>> begin

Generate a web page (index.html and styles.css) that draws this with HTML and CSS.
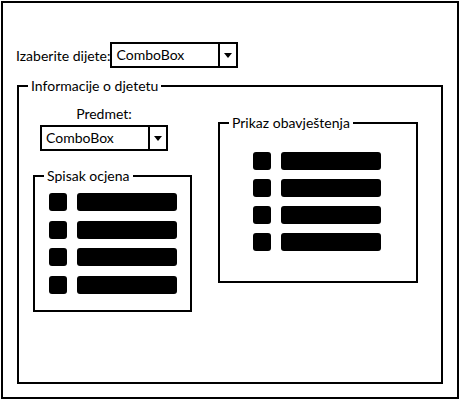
FILE: index.html
```html
<!DOCTYPE html>
<html lang="bs">
<head>
	<meta charset="UTF-8">
	<meta name="viewport" content="width=device-width, initial-scale=1.0">
	<title>Informacije o djetetu</title>

	<link rel="stylesheet" href="styles.css">

</head>
<body>

	<div class="window">

		<div class="picker">
			<label class="picker-label">Izaberite dijete:</label>
			<div class="combo">
				<span class="combo-text">ComboBox</span>
				<span class="combo-arrow"></span>
			</div>
		</div>

		<fieldset class="group group-main">
			<legend>Informacije o djetetu</legend>
			<div class="main-body">

				<div class="col-left">
					<div class="subject">
						<div class="subject-label">Predmet:</div>
						<div class="combo">
							<span class="combo-text">ComboBox</span>
							<span class="combo-arrow"></span>
						</div>
					</div>

					<fieldset class="group group-grades">
						<legend>Spisak ocjena</legend>
						<ul class="list">
							<li class="list-row"><span class="list-icon"></span><span class="list-bar"></span></li>
							<li class="list-row"><span class="list-icon"></span><span class="list-bar"></span></li>
							<li class="list-row"><span class="list-icon"></span><span class="list-bar"></span></li>
							<li class="list-row"><span class="list-icon"></span><span class="list-bar"></span></li>
						</ul>
					</fieldset>
				</div>

				<fieldset class="group group-notices">
					<legend>Prikaz obavještenja</legend>
					<ul class="list">
						<li class="list-row"><span class="list-icon"></span><span class="list-bar"></span></li>
						<li class="list-row"><span class="list-icon"></span><span class="list-bar"></span></li>
						<li class="list-row"><span class="list-icon"></span><span class="list-bar"></span></li>
						<li class="list-row"><span class="list-icon"></span><span class="list-bar"></span></li>
					</ul>
				</fieldset>

			</div>
		</fieldset>

	</div>

</body>
</html>
```

FILE: styles.css
```css
body {
	margin: 0;
	font-family: Lato, "Open Sans", sans-serif;
	font-size: 14px;
	color: #000;
	background-color: #fff;
}

.window {
	margin: 1px;
	width: 458px;
	height: 398px;
	box-sizing: border-box;
	border: 2px solid #000;
	padding: 39px 14px 0;
}

/* top row */
.picker {
	display: flex;
	align-items: center;
	height: 26px;
}
.picker-label {
	margin-left: -1px;
}

.combo {
	display: flex;
	width: 128px;
	height: 26px;
	box-sizing: border-box;
	border: 2px solid #000;
	background-color: #fff;
}
.combo-text {
	flex: 1;
	padding-left: 4px;
	line-height: 22px;
}
.combo-arrow {
	width: 16px;
	border-left: 2px solid #000;
	display: flex;
	align-items: center;
	justify-content: center;
}
.combo-arrow::before {
	content: "";
	border-left: 4px solid transparent;
	border-right: 4px solid transparent;
	border-top: 5px solid #000;
}

/* group boxes */
.group {
	margin: 0;
	padding: 0;
	min-width: 0;
	border: 2px solid #000;
	box-sizing: border-box;
}
.group > legend {
	margin-left: 9px;
	padding: 0 3px;
	line-height: 16px;
}

.group-main {
	margin-top: 10px;
	width: 426px;
	height: 306px;
}
.main-body {
	display: flex;
	align-items: flex-start;
	padding: 12px 0 0 14px;
}

.col-left {
	width: 159px;
}
.subject {
	margin-left: 7px;
	width: 128px;
	text-align: center;
}
.subject-label {
	line-height: 16px;
	margin-bottom: 3px;
}
.subject .combo {
	text-align: left;
}

.group-grades {
	margin-top: 17px;
	width: 159px;
}
.group-grades .list {
	padding: 9px 13px 16px 14px;
	gap: 9.5px;
}

.group-notices {
	margin: 9px 0 0 26px;
	width: 200px;
}
.group-notices .list {
	padding: 21px 0 30px 33px;
	gap: 9px;
}

/* placeholder list */
.list {
	margin: 0;
	list-style: none;
	display: flex;
	flex-direction: column;
}
.list-row {
	display: flex;
	gap: 10px;
}
.list-icon {
	width: 18px;
	height: 18px;
	border-radius: 3px;
	background-color: #000;
}
.list-bar {
	width: 100px;
	height: 18px;
	border-radius: 3px;
	background-color: #000;
}
```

>> end

AIM: The data above needs to be retyped exactly, with the images left out.

ANSWER TO THE TASK:
Generate a web page (index.html and styles.css) that draws this with HTML and CSS.
FILE: index.html
```html
<!DOCTYPE html>
<html lang="bs">
<head>
	<meta charset="UTF-8">
	<meta name="viewport" content="width=device-width, initial-scale=1.0">
	<title>Informacije o djetetu</title>

	<link rel="stylesheet" href="styles.css">

</head>
<body>

	<div class="window">

		<div class="picker">
			<label class="picker-label">Izaberite dijete:</label>
			<div class="combo">
				<span class="combo-text">ComboBox</span>
				<span class="combo-arrow"></span>
			</div>
		</div>

		<fieldset class="group group-main">
			<legend>Informacije o djetetu</legend>
			<div class="main-body">

				<div class="col-left">
					<div class="subject">
						<div class="subject-label">Predmet:</div>
						<div class="combo">
							<span class="combo-text">ComboBox</span>
							<span class="combo-arrow"></span>
						</div>
					</div>

					<fieldset class="group group-grades">
						<legend>Spisak ocjena</legend>
						<ul class="list">
							<li class="list-row"><span class="list-icon"></span><span class="list-bar"></span></li>
							<li class="list-row"><span class="list-icon"></span><span class="list-bar"></span></li>
							<li class="list-row"><span class="list-icon"></span><span class="list-bar"></span></li>
							<li class="list-row"><span class="list-icon"></span><span class="list-bar"></span></li>
						</ul>
					</fieldset>
				</div>

				<fieldset class="group group-notices">
					<legend>Prikaz obavještenja</legend>
					<ul class="list">
						<li class="list-row"><span class="list-icon"></span><span class="list-bar"></span></li>
						<li class="list-row"><span class="list-icon"></span><span class="list-bar"></span></li>
						<li class="list-row"><span class="list-icon"></span><span class="list-bar"></span></li>
						<li class="list-row"><span class="list-icon"></span><span class="list-bar"></span></li>
					</ul>
				</fieldset>

			</div>
		</fieldset>

	</div>

</body>
</html>
```

FILE: styles.css
```css
body {
	margin: 0;
	font-family: Lato, "Open Sans", sans-serif;
	font-size: 14px;
	color: #000;
	background-color: #fff;
}

.window {
	margin: 1px;
	width: 458px;
	height: 398px;
	box-sizing: border-box;
	border: 2px solid #000;
	padding: 39px 14px 0;
}

/* top row */
.picker {
	display: flex;
	align-items: center;
	height: 26px;
}
.picker-label {
	margin-left: -1px;
}

.combo {
	display: flex;
	width: 128px;
	height: 26px;
	box-sizing: border-box;
	border: 2px solid #000;
	background-color: #fff;
}
.combo-text {
	flex: 1;
	padding-left: 4px;
	line-height: 22px;
}
.combo-arrow {
	width: 16px;
	border-left: 2px solid #000;
	display: flex;
	align-items: center;
	justify-content: center;
}
.combo-arrow::before {
	content: "";
	border-left: 4px solid transparent;
	border-right: 4px solid transparent;
	border-top: 5px solid #000;
}

/* group boxes */
.group {
	margin: 0;
	padding: 0;
	min-width: 0;
	border: 2px solid #000;
	box-sizing: border-box;
}
.group > legend {
	margin-left: 9px;
	padding: 0 3px;
	line-height: 16px;
}

.group-main {
	margin-top: 10px;
	width: 426px;
	height: 306px;
}
.main-body {
	display: flex;
	align-items: flex-start;
	padding: 12px 0 0 14px;
}

.col-left {
	width: 159px;
}
.subject {
	margin-left: 7px;
	width: 128px;
	text-align: center;
}
.subject-label {
	line-height: 16px;
	margin-bottom: 3px;
}
.subject .combo {
	text-align: left;
}

.group-grades {
	margin-top: 17px;
	width: 159px;
}
.group-grades .list {
	padding: 9px 13px 16px 14px;
	gap: 9.5px;
}

.group-notices {
	margin: 9px 0 0 26px;
	width: 200px;
}
.group-notices .list {
	padding: 21px 0 30px 33px;
	gap: 9px;
}

/* placeholder list */
.list {
	margin: 0;
	list-style: none;
	display: flex;
	flex-direction: column;
}
.list-row {
	display: flex;
	gap: 10px;
}
.list-icon {
	width: 18px;
	height: 18px;
	border-radius: 3px;
	background-color: #000;
}
.list-bar {
	width: 100px;
	height: 18px;
	border-radius: 3px;
	background-color: #000;
}
```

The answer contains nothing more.